David Fritz Goeppinger, 25, who was at the Bataclan concert hall on November 13, 2015, shows his tattoo – the date of the attack in Roman numerals, adding V/V meaning they were five friends before and after the attack. Photo: Joel Saget/AFP
'Illuminate my wounds'
Sophie took two bullets in her leg and now cannot move her foot. She covered her thigh with a huge Mexican Day of the Dead “Catrina” skeleton lady, adding a sunflower tattoo on her foot.
“I did not want to sublimate my wounds, I wanted to illuminate” them, the 33-year-old said.
Maureen, who has been working on a photo book on the tattoos with the Life for Paris survivors group, took her time before deciding to get one herself on her side. It reads, “Survive: to be reborn, to grow and to die later.”
Floriane Beaulieu will never forget how lucky she was to get out of the Bataclan, which was why she went for a four-leaf clover, a dove and “the word 'hope' written inside an infinity sign”.
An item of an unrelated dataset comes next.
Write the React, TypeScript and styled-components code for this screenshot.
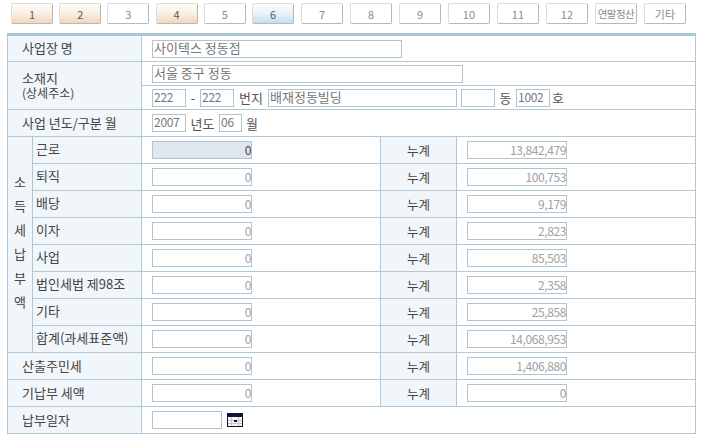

“It was Friday the 13th, there were 13 of us in the mosh pit in front of the stage, and we all got out alive,” recalled Ludmila Profit, 24, who had the number tattooed inside a clover leaf behind her ear.
She added a musical note and “the word fuck, to say 'Fuck the terrorists'” — to show her pride and defiance “at being able to live for those who are no longer here.”
Those who lost family members have also gone under the needle. Florence Ancellin had a carrot put on her ankle, the nickname of her daughter Caroline, who was 24 when she died in the Bataclan.
Fanny, who lost her partner Olivier at the Bataclan concert hall on November 13, 2015, shows her tattoo – the words “Sometimes you need …to let things go”. Photo: Joel Saget/AFP
Maryline Le Guen's three sons — aged 15 to 29 — all went to the concert. The eldest, Renaud, did not come home. A month later she got an arabesque tattoo of his name “so I could always have him with me”.
Fanny Proville, who lost her partner Olivier, reacted a little differently, and had “Sometimes you need to let things go” tattooed on her back.
“I know he is there,” she said, “even if he is not.”